平和を願っていても自然災害という猛威にさらされるわけでして、いやいや、あの人はどうしているかと考えて、ああ、もう三十年も前に死んでいたんだっけと、知っているはずのことをあらためて再確認したりするのであります。

このガキは私メであります。
お手伝いのオネエさんに鍋からなにかを与えられているのでありましょう。

まさか50数年後に易者に身を落としているとは誰もおもってもいなかったでありましょう。

こういうような思い出の品々が物置小屋のいろんなところから見つかるために、一日で片付くものも片付かないのであります。

人生とは思うようにいくことなど一つとしてないようでありますね。

2011
04.25

ようやく従弟の家の一階部分の瓦礫は撤去できたのであります。

ここで従弟のお嫁さんと三人の看護婦さんが死んだということであります。

けれど、まずは壁紙を貼ったりすれば開業はできるとのこと。
イイ忘れましたけれど従弟は医者なのであります。

が、瓦礫を撤去しても、ガスも水道も電気も復旧していないのであります。

開業医だとて甘えてはいられないのであります。

家の周囲はこういう惨状。
従弟の家をどんなにキレイにしたところで、電気もガスも水道もダメなのであります。

従弟は近くに診療所を借りる算段がついたと言っていますけれどなにかが違うのでございます。

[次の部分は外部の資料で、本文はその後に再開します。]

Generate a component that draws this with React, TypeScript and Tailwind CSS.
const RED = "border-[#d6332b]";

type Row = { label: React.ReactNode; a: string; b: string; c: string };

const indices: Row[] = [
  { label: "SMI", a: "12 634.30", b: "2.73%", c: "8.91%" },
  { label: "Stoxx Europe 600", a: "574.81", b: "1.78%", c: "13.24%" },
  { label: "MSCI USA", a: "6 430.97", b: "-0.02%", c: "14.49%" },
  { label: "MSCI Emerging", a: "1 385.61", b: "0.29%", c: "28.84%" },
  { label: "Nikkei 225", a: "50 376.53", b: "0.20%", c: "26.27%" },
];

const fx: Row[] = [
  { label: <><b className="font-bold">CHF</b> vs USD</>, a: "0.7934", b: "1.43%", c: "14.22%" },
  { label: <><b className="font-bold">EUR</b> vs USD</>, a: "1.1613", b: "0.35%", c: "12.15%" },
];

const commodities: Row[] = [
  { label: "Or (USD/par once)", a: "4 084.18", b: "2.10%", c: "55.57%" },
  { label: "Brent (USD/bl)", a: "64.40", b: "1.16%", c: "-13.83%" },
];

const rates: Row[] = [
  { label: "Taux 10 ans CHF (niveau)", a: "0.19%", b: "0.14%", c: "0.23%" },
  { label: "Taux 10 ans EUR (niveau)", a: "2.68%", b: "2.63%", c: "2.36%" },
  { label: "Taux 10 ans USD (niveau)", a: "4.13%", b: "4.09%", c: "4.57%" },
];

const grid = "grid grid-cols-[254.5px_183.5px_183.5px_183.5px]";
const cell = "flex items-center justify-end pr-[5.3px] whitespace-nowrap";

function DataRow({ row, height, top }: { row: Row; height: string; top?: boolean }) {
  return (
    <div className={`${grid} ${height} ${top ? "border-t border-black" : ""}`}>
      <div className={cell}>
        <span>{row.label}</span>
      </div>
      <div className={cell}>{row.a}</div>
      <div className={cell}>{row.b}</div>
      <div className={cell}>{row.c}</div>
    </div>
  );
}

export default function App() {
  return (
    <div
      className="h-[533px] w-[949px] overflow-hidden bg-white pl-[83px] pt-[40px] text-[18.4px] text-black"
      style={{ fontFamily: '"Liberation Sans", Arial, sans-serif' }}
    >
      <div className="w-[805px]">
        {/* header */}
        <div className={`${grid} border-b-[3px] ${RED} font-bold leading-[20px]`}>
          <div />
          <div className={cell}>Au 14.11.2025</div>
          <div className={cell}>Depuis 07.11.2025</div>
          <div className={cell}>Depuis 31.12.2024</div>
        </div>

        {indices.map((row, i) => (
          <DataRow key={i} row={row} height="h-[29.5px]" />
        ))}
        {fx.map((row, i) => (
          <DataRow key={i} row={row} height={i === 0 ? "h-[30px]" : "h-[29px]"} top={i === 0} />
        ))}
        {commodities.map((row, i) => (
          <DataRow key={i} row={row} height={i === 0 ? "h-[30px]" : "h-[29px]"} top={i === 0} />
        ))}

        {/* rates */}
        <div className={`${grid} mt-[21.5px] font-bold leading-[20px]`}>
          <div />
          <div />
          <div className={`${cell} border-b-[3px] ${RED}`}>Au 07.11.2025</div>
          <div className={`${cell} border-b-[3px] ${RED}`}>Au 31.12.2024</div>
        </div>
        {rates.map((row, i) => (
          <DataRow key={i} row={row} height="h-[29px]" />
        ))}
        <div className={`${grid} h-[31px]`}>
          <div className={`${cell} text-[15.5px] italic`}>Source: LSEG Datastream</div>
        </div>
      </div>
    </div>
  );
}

そういうことをしている場合ではないような気がするのでありました。

自分の家だけの瓦礫を撤去しても、なんにもならないのであります。
こういうときには公民館などに避難している人たちに対してすべきことがあったのではなかったかともおもうのであります。

この数日、私たちがしてきた作業は無為だったとも思えるのでありました。こういう時は原始的な人の結びつきを優先すべきだったような。

終わったなぁと思うのであります。
諦めともつかない気持ちであります。が、この一種の終末感は、まだ若かったころから知っていたどこか懐かしいおもいもするのでございますです。

ありゃりゃりゃ、これは恋とおなじような気持ち。いずれどの恋もおわるんだよなぁ、という気持ちとどこかで結ばれている諦観とでも言いましょうか。

釜石からモリオカへと向かう二時間ほど、私たちはおもえばひとこともしゃべらないのでありました。
通い慣れはじめたこの道も、ふたたび疎遠な道になるのでありましょう。